Designers shape behavior even when they think they are staying out of the way.

That is why a category like Porn AI Generator is not only a content or moderation challenge. It is a UX challenge. The product must clearly signal what is fictional, what is allowed, what is blocked, what data is stored, and where the ethical boundaries sit.

If that information is hidden in terms of service, the design has already failed.

Responsible friction is good UX

For years, UX teams were taught to reduce friction. Make sign-up faster. Remove extra steps. Shorten forms. Let users get to the “magic moment” as quickly as possible.

That mindset works for ordering coffee or saving a playlist. It does not always work for sensitive AI tools.

Adult AI needs thoughtful friction. Not annoying friction. Not dark-pattern friction. Responsible friction.

For example, if a user uploads an image, the product should pause long enough to explain what is acceptable. If the tool only supports fictional characters, say that before the user reaches the generation screen. If content cannot include real people without consent, the interface should not wait until after a failed prompt to mention it.

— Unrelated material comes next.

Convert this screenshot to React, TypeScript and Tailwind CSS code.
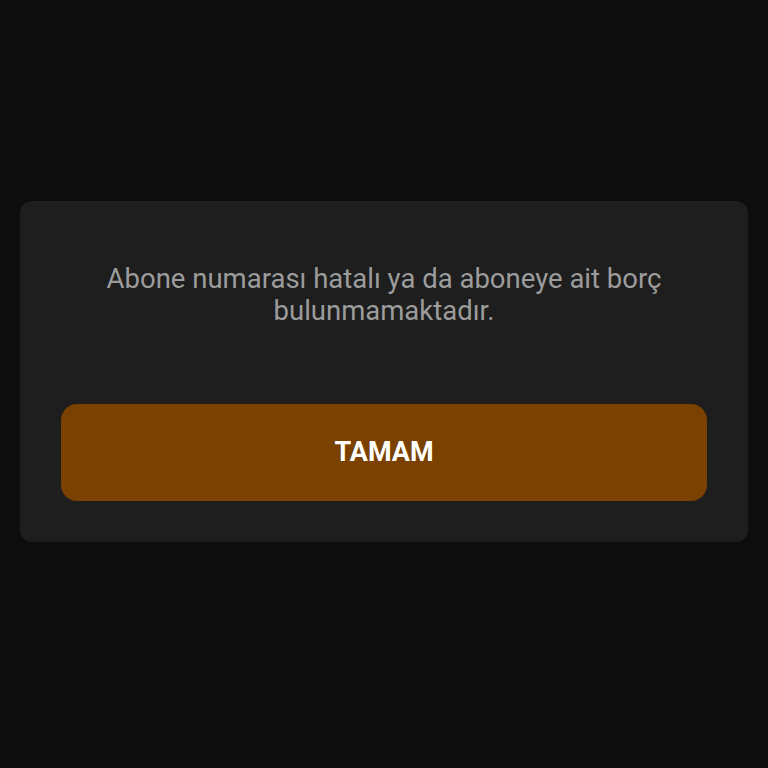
export default function App() {
  return (
    <div
      className="min-h-[768px] w-full bg-[#0d0d0d] px-[20px] pt-[201px]"
      style={{ fontFamily: "Roboto, 'Liberation Sans', sans-serif" }}
    >
      <div className="flex h-[341px] flex-col rounded-[12px] bg-[#1e1e1e] px-[41px] pb-[41px] pt-[62px]">
        <p className="px-[20px] text-center text-[27.5px] leading-[32px] text-[#9c9c9c]">
          Abone numarası hatalı ya da aboneye ait borç bulunmamaktadır.
        </p>
        <button
          type="button"
          className="mt-auto flex h-[97px] w-full items-center justify-center rounded-[16px] bg-[#7a4100] text-[27px] font-bold text-white"
        >
          TAMAM
        </button>
      </div>
    </div>
  );
}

Good friction feels like a guardrail, not a lecture. It tells the user, “Here is how to use this safely,” at the exact moment they need that information.

The best design does not shame the user. It simply makes the right path easier than the wrong one.

Consent-first onboarding

Most onboarding flows are obsessed with activation. Adult AI onboarding should also be obsessed with comprehension.

A user should understand three things within the first minute:

  1. This is an AI-generated experience.
  2. Real people should not be recreated or used without consent.
  3. Private data and generated content need to be handled carefully.

That does not require a wall of legal copy. In fact, long legal copy usually makes things worse. Users skip it because it looks like every other policy screen they have ignored for ten years.

The better pattern is plain-language microcopy:

“Create fictional characters only.”
“Do not upload images of real people without permission.”
“You can delete your history anytime.”
“Synthetic content should not be presented as real.”

Simple. Direct. Visible.

Adult AI products do not need to sound corporate to be responsible. They need to be clear.

The upload button is a risk surface

In many AI products, upload is treated as a convenience feature. In adult AI, it is one of the most sensitive points in the interface.

The moment a product allows image upload, it creates risk. Users may upload themselves, someone they know, a celebrity, a creator, an ex-partner, or content they do not have permission to use. Some will do it accidentally. Some will test the system. Some will misunderstand the rules because the interface did not make them obvious.

A responsible upload flow should not feel like a silent file picker.

It should include context before upload, not after. It should explain what kinds of images are allowed. It should steer users toward fictional or self-owned material. It should confirm that the user has rights or consent. It should provide a visible way to remove uploads and generated outputs.

This is not just moderation. It is design.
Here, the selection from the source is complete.